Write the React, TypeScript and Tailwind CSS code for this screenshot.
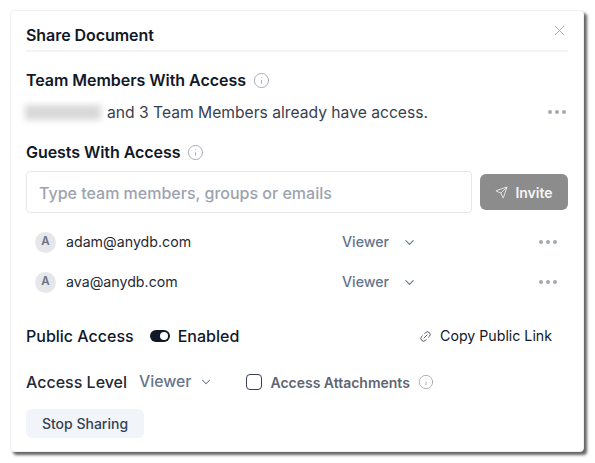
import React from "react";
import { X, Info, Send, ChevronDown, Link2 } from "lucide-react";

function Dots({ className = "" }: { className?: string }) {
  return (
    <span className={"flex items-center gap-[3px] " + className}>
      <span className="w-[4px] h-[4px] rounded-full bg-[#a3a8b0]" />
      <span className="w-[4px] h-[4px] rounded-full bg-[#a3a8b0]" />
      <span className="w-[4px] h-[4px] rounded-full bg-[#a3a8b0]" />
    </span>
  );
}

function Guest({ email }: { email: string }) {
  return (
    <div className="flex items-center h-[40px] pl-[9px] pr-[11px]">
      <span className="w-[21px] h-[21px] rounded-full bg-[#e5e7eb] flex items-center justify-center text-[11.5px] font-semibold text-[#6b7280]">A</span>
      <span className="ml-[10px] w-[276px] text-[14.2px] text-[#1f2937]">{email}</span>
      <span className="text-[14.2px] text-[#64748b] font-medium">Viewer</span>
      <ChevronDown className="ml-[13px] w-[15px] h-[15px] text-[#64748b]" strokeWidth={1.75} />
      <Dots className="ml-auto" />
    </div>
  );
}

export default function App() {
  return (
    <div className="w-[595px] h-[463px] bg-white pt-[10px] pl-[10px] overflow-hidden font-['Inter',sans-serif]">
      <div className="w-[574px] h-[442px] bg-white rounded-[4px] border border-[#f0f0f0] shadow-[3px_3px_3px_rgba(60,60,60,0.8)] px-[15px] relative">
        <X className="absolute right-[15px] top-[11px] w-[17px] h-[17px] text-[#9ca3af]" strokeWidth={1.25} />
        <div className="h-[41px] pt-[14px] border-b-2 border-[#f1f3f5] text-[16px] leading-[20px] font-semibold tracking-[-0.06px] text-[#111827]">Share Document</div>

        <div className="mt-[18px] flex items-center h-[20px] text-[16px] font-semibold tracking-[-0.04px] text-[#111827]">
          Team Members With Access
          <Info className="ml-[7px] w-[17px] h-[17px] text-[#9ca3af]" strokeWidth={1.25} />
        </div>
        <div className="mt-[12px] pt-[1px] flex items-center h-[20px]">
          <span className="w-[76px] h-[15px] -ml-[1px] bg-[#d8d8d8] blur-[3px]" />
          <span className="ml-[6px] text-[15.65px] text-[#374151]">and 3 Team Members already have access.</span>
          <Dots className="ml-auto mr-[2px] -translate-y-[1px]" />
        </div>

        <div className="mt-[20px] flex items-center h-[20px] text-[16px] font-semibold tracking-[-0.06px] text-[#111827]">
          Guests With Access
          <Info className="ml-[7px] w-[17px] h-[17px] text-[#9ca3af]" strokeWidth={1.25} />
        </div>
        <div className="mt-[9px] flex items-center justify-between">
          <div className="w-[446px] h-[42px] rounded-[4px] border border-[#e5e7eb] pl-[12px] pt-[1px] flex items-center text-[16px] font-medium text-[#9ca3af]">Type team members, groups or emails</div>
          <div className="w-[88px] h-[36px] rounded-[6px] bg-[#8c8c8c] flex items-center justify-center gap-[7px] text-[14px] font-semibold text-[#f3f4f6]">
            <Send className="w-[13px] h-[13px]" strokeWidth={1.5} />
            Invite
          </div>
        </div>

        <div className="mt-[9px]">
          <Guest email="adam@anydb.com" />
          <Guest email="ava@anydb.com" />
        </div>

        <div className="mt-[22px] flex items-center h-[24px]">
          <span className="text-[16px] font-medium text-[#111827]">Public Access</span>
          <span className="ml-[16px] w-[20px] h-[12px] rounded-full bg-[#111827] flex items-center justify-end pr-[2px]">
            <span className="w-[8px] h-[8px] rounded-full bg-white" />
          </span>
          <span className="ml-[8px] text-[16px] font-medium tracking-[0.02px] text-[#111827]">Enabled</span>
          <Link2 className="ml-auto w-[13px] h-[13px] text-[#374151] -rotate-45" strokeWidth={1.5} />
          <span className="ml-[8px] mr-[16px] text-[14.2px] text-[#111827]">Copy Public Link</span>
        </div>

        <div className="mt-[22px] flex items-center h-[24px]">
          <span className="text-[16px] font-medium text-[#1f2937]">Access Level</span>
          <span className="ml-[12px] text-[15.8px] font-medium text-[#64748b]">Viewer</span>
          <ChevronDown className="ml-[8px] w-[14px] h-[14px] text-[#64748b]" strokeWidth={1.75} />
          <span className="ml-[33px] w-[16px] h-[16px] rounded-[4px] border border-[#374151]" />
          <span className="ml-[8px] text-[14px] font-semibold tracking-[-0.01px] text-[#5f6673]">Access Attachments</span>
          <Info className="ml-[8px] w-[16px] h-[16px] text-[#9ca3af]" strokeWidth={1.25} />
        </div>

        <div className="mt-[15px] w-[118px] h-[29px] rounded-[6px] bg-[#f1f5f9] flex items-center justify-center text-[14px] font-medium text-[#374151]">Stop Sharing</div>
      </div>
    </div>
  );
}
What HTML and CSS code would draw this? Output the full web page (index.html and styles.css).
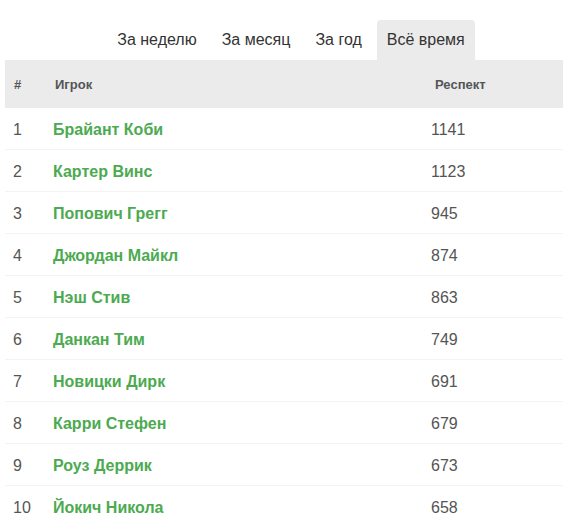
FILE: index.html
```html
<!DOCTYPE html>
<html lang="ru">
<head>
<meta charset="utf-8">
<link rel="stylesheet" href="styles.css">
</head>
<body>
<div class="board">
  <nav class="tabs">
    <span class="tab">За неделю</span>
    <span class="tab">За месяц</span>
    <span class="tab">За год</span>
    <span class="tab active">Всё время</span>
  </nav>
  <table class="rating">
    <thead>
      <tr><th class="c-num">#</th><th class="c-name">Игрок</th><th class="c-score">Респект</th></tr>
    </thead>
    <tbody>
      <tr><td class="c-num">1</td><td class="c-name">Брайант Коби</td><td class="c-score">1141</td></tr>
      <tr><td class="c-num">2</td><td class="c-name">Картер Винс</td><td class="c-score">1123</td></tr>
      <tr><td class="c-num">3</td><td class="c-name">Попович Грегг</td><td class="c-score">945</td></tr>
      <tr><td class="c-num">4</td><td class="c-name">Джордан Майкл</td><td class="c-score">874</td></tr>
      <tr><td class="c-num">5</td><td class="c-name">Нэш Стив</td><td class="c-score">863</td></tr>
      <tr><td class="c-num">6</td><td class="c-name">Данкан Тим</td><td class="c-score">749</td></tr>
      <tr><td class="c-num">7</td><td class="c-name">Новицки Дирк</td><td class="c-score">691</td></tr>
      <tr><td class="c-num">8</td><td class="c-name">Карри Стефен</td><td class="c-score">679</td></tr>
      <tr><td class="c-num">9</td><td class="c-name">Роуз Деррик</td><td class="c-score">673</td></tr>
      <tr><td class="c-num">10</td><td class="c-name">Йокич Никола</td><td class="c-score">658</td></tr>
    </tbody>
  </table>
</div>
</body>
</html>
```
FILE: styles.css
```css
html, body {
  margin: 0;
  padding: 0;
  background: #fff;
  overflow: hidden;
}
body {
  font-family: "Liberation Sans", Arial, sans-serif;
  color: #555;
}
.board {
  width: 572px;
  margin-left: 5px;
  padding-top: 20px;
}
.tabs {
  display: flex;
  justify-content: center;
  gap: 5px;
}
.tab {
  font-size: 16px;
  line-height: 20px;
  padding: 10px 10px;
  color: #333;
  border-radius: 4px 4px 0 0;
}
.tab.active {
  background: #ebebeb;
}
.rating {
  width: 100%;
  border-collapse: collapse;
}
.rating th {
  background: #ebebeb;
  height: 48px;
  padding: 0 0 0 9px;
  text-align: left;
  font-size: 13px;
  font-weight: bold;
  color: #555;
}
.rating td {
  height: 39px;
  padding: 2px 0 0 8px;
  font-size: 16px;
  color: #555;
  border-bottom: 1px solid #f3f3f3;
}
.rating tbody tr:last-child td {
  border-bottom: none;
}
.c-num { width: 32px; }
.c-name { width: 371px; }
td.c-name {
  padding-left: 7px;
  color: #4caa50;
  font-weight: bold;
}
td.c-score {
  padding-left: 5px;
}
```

- - - -

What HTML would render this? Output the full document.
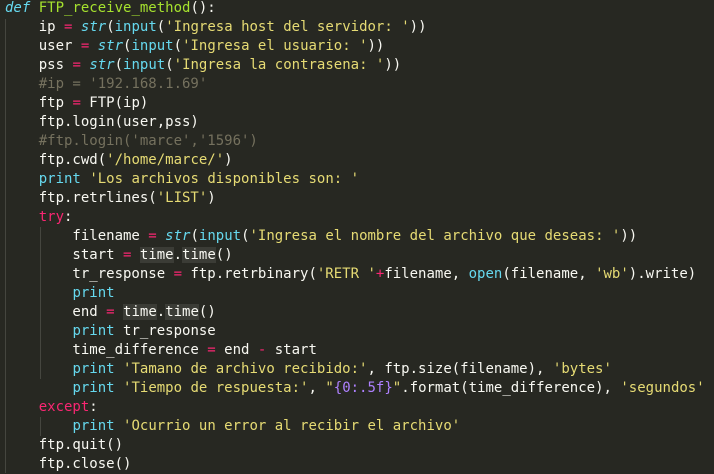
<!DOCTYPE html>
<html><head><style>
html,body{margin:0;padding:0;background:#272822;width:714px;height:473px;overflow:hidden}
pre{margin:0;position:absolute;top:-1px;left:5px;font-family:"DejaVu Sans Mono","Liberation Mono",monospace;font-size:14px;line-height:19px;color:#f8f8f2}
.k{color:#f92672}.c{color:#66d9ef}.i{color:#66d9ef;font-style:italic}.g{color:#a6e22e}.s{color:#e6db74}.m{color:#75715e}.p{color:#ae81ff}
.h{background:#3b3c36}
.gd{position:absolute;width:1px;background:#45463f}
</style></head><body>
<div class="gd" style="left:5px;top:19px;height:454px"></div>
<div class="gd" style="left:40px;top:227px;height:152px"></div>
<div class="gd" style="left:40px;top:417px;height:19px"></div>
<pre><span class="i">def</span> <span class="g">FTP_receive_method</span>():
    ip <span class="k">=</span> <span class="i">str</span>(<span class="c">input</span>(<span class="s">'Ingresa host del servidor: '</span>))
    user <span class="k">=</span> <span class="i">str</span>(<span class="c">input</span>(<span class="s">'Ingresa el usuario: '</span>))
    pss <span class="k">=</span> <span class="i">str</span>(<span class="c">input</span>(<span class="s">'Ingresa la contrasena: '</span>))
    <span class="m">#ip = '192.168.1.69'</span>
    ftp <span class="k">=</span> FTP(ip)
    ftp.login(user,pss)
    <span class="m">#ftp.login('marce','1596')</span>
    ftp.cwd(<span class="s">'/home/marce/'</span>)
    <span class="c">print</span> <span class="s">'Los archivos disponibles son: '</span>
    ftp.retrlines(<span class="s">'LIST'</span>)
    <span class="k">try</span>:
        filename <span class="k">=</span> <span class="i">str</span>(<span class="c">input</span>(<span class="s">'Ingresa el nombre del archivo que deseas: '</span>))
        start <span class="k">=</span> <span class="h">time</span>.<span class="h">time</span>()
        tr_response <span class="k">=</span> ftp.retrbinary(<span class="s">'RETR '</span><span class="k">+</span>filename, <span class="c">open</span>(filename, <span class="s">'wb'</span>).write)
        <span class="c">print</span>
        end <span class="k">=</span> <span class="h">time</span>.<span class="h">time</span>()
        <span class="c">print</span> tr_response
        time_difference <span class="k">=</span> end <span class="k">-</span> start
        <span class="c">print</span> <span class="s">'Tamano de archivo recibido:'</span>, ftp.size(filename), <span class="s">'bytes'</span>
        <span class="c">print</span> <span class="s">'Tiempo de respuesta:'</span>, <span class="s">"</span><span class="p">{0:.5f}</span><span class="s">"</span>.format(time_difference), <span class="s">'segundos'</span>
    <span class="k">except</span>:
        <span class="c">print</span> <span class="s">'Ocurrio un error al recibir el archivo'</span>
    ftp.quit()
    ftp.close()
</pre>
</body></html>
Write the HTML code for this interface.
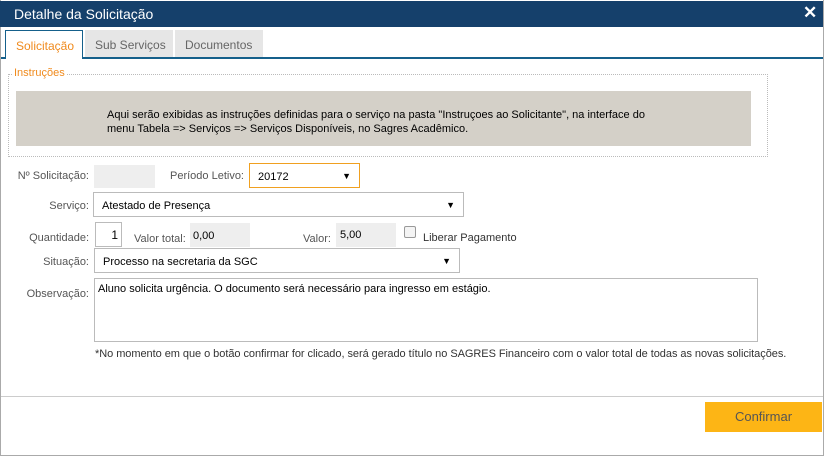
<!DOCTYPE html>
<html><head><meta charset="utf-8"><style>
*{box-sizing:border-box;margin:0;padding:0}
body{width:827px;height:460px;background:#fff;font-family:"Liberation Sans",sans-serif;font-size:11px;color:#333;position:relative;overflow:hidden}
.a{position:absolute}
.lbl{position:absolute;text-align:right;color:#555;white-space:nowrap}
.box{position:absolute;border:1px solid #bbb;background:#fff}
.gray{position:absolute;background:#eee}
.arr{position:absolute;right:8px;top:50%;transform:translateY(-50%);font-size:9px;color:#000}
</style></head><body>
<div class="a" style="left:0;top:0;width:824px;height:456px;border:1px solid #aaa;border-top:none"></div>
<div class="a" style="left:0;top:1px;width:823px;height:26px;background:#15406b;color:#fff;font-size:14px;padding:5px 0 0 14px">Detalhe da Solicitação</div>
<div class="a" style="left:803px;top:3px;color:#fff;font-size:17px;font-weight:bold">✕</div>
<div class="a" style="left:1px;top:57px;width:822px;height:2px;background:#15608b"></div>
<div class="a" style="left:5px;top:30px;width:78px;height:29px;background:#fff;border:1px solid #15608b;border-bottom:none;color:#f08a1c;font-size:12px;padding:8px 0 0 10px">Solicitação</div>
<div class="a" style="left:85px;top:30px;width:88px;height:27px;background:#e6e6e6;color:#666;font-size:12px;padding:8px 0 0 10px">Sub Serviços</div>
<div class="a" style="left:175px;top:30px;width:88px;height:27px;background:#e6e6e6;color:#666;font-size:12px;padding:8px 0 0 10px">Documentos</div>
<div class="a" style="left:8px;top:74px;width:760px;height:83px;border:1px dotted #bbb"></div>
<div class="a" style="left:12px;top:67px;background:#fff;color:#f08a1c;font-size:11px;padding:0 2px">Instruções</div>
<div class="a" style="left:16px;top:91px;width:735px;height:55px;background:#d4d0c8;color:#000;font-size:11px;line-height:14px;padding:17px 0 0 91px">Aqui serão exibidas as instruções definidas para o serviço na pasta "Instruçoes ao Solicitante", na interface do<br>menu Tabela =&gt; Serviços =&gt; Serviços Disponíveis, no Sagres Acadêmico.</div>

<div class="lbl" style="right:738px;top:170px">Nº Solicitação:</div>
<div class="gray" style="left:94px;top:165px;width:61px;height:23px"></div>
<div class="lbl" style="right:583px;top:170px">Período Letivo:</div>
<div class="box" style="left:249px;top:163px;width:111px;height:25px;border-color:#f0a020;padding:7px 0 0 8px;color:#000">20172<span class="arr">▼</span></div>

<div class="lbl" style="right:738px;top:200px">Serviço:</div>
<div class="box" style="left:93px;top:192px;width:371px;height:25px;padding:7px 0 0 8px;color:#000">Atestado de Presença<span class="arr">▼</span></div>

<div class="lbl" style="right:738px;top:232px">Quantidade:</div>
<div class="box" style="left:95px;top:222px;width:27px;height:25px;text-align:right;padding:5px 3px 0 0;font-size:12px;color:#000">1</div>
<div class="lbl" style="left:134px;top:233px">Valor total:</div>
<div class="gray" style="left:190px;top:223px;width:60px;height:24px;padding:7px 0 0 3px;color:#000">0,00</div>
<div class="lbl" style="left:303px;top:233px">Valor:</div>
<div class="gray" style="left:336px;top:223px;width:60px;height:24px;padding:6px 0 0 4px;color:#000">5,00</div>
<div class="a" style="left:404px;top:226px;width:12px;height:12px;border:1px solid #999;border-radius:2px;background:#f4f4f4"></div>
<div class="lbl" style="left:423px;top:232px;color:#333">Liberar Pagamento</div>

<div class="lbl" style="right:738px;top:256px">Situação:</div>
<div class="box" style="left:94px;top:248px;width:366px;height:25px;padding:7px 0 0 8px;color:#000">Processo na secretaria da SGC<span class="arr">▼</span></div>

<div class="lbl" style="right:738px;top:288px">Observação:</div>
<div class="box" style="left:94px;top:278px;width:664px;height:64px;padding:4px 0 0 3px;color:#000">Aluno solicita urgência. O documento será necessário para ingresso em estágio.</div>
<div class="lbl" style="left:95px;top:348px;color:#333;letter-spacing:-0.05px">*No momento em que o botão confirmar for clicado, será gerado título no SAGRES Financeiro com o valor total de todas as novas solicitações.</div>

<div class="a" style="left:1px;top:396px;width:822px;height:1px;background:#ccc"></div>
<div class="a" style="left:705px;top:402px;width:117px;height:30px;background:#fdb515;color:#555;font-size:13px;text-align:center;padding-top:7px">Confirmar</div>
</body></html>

- - - -

**Exercise directions**
Show all lines in the entries above where the string "index" appears.

**Written solution**
What HTML and CSS code would draw this? Output the full web page (index.html and styles.css).
FILE: index.html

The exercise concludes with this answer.